Eh bien ! admettez que ces dénigremens dissolvans, ces passions ou ces ruses de parti en vinssent à diviser les hommes, à démontrer l’impossibilité d’une alliance des opinions modérées qui s’est trouvée pourtant réalisée un jour par ce ministère, par l’élection de M. le duc d’Audiffret-Pasquier ; admettez qu’on obtînt cette victoire, qu’en résulterait-il ? Si M. Buffet et ses amis ou d’autres représentans des mêmes idées restaient seuls maîtres du pouvoir par une rupture nouvelle avec le centre gauche, auraient-ils une majorité aujourd’hui ? Supposez au contraire M. Dufaure, M. Léon Say et leurs amis triomphant par une circonstance quelconque, par un vote accidentel, au détriment de leurs alliés du centre droit, auraient-ils une situation beaucoup plus simple le lendemain ? Encore une fois tout serait mis en doute, ce serait le résultat de ce triste travail pratiqué par les animosités bavardes autour de ce ministère. Des hommes sérieux rapprochés sous l’influence d’un intérêt public supérieur ne voudraient pas certainement céder à ces pressions vulgaires ou se perdre dans des dissentimens de détail, ou écouter des susceptibilités personnelles. Ils ne sont point entrés ensemble au pouvoir pour se diviser sur une phrase plus ou moins vague d’une déclaration, sur le choix de quelques préfets ou sur la nomination d’un maire.

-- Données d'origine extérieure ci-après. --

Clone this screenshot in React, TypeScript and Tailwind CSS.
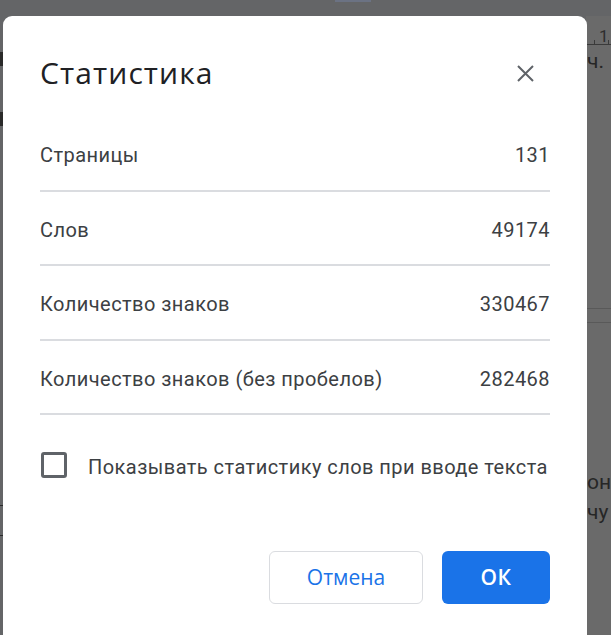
import React from "react";

const rows: [string, string][] = [
  ["Страницы", "131"],
  ["Слов", "49174"],
  ["Количество знаков", "330467"],
  ["Количество знаков (без пробелов)", "282468"],
];

export default function App() {
  return (
    <div
      className="relative w-[611px] h-[635px] overflow-hidden bg-[#646567]"
      style={{ fontFamily: "Roboto, 'Noto Sans', sans-serif" }}
    >
      {/* dimmed document behind the dialog */}
      <div className="absolute left-[586px] top-[16px] w-[40px] h-[640px] bg-[#6a6a6a] whitespace-nowrap">
        <span className="absolute left-[13px] top-[8px] text-[17px] text-[#2e2e2e]">1</span>
        <div className="absolute left-0 top-[28px] w-full h-px bg-[#3a3a3a]" />
        <div className="absolute left-[8px] top-[24px] w-px h-[4px] bg-[#3a3a3a]" />
        <div className="absolute left-[22px] top-[24px] w-px h-[4px] bg-[#3a3a3a]" />
        <span className="absolute left-[1px] top-[30px] text-[21px] text-[#262626]">ч.</span>
        <div className="absolute left-0 top-[292px] w-full h-px bg-[#595959]" />
        <div className="absolute left-0 top-[306px] w-full h-px bg-[#595959]" />
        <span className="absolute left-[1px] top-[451px] text-[21px] text-[#262626]">он д</span>
        <span className="absolute left-[1px] top-[481px] text-[21px] text-[#262626]">чу</span>
      </div>
      <div className="absolute left-[335px] top-0 w-[36px] h-[2px] bg-[#6b7283]" />
      <div className="absolute left-0 top-[52px] w-[3px] h-[14px] bg-[#2a2a2a]" />
      <div className="absolute left-0 top-[112px] w-[3px] h-[14px] bg-[#2a2a2a]" />
      <div className="absolute left-0 top-[505px] w-[3px] h-px bg-[#2a2a2a]" />
      <div className="absolute left-0 top-[535px] w-[3px] h-px bg-[#2a2a2a]" />

      {/* dialog */}
      <div className="absolute left-[3px] top-[16px] w-[584px] h-[660px] bg-white rounded-[9px] px-[37px]">
        <div className="flex items-center justify-between pt-[39px] mb-[26px]">
          <h1
            className="text-[30px] leading-[36px] text-[#202124] tracking-[1.1px]"
            style={{ fontFamily: "'Open Sans', Roboto, sans-serif" }}
          >
            Статистика
          </h1>
          <button className="mr-[16px] w-[17px] h-[17px] flex items-center justify-center">
            <svg width="17" height="17" viewBox="0 0 17 17">
              <path d="M1 1L16 16M16 1L1 16" stroke="#5f6368" strokeWidth="2" />
            </svg>
          </button>
        </div>

        {rows.map(([label, value]) => (
          <div
            key={label}
            className="flex items-center justify-between pt-[26px] pb-[22.5px] border-b-2 border-[#dadce0] text-[20px] leading-[24px] tracking-[0.45px] text-[#3c4043]"
          >
            <span>{label}</span>
            <span>{value}</span>
          </div>
        ))}

        <label className="flex items-center mt-[36px] text-[20px] leading-[24px] tracking-[0.45px] text-[#3c4043]">
          <span className="w-[26px] h-[26px] ml-[1px] border-[3px] border-[#5f6368] rounded-[3px] shrink-0" />
          <span className="ml-[21px] mt-[4px]">Показывать статистику слов при вводе текста</span>
        </label>

        <div className="flex justify-end gap-[19px] mt-[72px]">
          <button
            className="w-[154px] h-[53px] rounded-[6px] border border-[#dadce0] bg-white text-[#1a73e8] text-[21px] font-medium"
            style={{ fontFamily: "'Open Sans', Roboto, sans-serif" }}
          >
            Отмена
          </button>
          <button
            className="w-[108px] h-[53px] rounded-[6px] bg-[#1a73e8] text-white text-[21px] font-semibold tracking-[0.5px]"
            style={{ fontFamily: "'Open Sans', Roboto, sans-serif" }}
          >
            ОК
          </button>
        </div>
      </div>
    </div>
  );
}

Ils se sont réunis pour donner à la France le seul gouvernement possible dans les circonstances où nous sommes, et ils nous doivent ce gouvernement, ils nous doivent de s’entendre jusqu’au bout, d’offrir à la chambre elle-même l’exemple d’un accord persévérant. Ils sont aux affaires pour préparer avec toutes les garanties de régularité et de sécurité l’application définitive des lois constitutionnelles, le remplacement de l’assemblée actuelle par les assemblées qui viendront.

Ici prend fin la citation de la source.